## [Task directions]
Gather all lines containing the string "this" and copy them out.

## [Records for processing]
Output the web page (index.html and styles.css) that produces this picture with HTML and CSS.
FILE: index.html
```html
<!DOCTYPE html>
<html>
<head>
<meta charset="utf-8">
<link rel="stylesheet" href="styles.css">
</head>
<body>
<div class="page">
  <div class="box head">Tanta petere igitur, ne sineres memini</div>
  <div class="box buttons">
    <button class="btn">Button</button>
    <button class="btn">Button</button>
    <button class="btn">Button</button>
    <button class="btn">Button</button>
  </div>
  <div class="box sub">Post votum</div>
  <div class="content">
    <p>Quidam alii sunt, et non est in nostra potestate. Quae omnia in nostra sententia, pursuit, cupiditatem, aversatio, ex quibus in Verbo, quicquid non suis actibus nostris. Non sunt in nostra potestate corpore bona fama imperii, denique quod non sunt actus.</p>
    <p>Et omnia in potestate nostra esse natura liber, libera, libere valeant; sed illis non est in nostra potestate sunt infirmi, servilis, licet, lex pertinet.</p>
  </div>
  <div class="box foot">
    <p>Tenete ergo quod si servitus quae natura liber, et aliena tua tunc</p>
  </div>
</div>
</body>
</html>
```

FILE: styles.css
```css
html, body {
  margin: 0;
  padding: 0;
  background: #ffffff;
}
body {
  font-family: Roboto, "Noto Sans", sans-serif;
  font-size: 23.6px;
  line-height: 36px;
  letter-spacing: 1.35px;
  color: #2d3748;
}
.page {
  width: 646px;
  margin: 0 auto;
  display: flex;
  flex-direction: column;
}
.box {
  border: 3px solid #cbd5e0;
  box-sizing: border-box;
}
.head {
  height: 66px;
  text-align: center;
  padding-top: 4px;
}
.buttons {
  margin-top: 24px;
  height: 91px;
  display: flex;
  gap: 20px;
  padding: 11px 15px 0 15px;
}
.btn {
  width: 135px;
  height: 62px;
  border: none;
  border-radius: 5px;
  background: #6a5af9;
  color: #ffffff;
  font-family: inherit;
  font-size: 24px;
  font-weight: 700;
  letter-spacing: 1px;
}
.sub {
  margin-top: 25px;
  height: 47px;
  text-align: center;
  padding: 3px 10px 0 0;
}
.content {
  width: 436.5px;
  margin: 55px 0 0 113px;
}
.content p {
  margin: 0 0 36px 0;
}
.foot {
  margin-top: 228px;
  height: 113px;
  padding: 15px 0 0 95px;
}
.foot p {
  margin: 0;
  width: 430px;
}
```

...

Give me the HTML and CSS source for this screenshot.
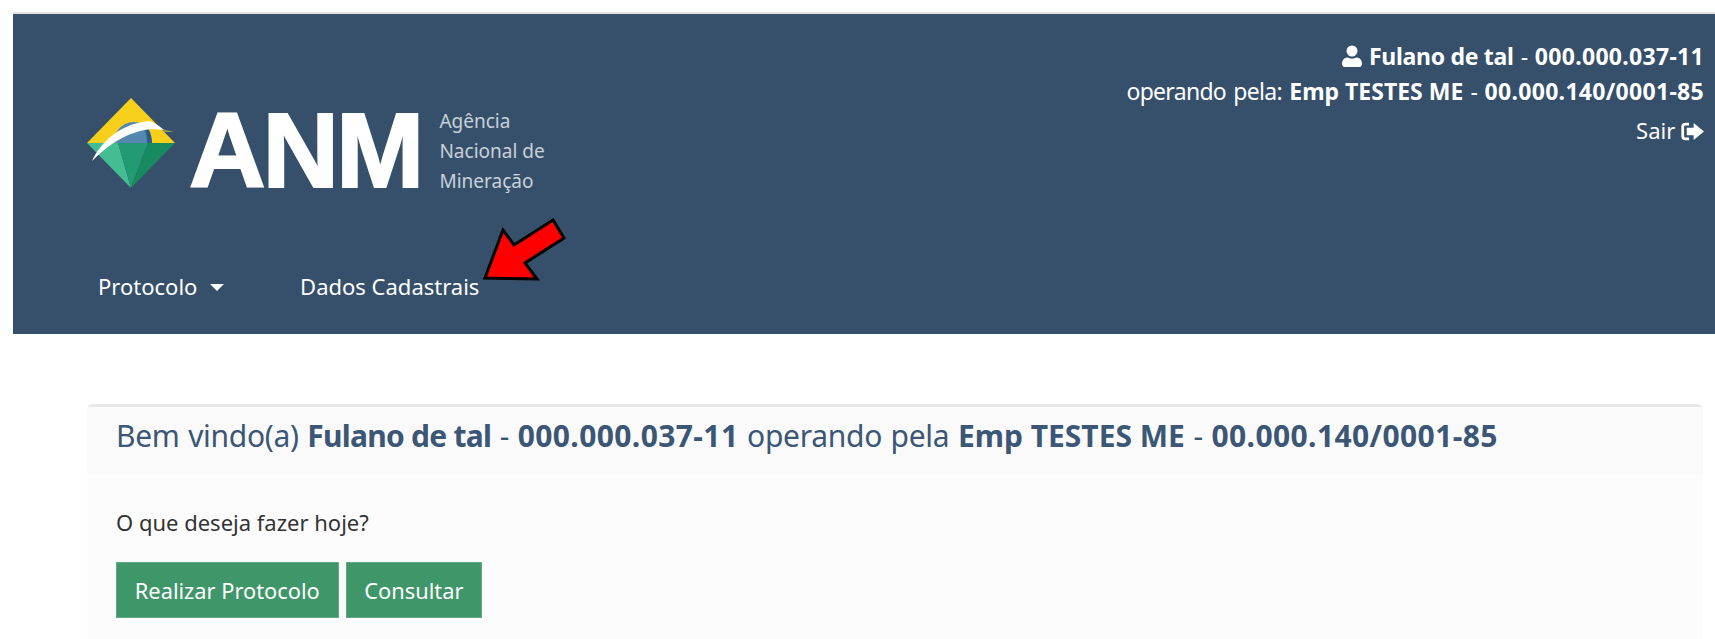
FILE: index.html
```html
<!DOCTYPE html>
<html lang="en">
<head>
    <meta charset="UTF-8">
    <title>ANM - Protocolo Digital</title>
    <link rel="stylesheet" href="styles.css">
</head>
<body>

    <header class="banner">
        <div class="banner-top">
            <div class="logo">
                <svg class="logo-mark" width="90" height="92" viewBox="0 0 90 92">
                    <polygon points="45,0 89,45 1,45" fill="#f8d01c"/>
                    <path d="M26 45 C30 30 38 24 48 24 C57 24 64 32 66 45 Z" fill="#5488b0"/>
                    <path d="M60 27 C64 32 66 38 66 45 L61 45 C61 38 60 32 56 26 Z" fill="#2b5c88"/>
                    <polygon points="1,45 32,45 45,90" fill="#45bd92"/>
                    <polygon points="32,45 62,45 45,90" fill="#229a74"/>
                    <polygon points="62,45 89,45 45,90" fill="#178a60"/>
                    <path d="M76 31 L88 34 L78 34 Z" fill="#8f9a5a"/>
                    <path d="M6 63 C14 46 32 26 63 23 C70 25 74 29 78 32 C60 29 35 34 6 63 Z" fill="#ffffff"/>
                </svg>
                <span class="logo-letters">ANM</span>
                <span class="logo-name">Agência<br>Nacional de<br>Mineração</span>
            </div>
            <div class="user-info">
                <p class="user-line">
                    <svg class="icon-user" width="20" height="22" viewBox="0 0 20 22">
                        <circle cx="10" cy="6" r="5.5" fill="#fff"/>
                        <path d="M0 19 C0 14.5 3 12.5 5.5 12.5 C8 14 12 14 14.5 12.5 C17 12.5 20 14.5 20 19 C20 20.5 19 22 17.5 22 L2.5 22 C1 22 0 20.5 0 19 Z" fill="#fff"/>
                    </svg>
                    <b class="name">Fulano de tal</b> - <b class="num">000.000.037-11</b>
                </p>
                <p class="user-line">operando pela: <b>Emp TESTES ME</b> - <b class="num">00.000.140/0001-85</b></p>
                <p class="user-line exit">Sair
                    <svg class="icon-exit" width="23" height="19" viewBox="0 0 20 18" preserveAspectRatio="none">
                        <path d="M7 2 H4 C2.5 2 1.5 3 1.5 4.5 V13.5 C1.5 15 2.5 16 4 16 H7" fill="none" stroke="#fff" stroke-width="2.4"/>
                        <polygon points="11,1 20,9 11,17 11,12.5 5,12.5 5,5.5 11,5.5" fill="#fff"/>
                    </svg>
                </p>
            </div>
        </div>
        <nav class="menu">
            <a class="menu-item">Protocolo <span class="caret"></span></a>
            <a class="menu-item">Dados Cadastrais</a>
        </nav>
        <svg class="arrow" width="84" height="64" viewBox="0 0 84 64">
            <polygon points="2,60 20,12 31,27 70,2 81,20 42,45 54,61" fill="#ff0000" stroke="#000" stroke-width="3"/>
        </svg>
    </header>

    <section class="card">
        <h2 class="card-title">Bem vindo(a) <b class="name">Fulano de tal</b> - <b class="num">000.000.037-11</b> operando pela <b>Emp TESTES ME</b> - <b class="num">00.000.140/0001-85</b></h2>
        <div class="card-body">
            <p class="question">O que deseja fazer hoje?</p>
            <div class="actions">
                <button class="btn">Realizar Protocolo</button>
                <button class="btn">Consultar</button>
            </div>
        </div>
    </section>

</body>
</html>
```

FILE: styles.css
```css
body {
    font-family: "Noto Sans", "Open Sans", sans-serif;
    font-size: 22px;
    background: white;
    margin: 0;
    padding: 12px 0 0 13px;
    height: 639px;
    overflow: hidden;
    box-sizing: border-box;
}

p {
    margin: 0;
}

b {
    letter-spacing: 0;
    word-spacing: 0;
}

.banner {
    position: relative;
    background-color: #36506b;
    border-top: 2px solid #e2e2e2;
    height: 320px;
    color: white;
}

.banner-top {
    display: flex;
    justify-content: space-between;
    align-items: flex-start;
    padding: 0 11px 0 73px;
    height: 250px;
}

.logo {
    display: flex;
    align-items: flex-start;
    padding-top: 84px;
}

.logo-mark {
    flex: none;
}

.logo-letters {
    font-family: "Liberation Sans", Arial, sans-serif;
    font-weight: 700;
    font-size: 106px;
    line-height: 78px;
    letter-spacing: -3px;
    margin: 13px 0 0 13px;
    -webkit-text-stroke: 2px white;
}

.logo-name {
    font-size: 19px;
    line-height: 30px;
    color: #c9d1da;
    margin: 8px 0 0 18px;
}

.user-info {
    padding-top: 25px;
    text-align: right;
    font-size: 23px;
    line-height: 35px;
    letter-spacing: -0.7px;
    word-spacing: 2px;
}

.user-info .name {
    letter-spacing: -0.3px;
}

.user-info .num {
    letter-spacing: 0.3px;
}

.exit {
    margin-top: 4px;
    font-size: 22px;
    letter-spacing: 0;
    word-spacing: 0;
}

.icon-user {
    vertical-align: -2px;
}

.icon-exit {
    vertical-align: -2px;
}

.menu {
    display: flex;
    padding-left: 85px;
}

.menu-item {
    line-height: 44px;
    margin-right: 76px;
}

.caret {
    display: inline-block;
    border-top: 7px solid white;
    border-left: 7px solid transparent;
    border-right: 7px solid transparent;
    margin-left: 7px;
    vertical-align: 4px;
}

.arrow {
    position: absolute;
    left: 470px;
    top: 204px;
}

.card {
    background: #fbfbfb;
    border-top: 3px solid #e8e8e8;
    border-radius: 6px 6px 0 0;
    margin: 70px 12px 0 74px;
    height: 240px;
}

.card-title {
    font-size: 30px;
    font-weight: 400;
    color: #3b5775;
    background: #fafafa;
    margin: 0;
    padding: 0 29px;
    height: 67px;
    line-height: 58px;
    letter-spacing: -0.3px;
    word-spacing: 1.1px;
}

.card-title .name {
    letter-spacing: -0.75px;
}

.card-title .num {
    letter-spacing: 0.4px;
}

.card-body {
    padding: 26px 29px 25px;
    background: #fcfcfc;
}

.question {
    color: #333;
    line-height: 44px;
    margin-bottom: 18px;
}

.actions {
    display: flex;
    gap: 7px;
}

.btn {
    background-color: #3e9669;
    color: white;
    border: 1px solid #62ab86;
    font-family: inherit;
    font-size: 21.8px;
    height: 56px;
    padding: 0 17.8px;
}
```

## [Exercise output]
Output the web page (index.html and styles.css) that produces this picture with HTML and CSS.
Give me the HTML and CSS source for this screenshot.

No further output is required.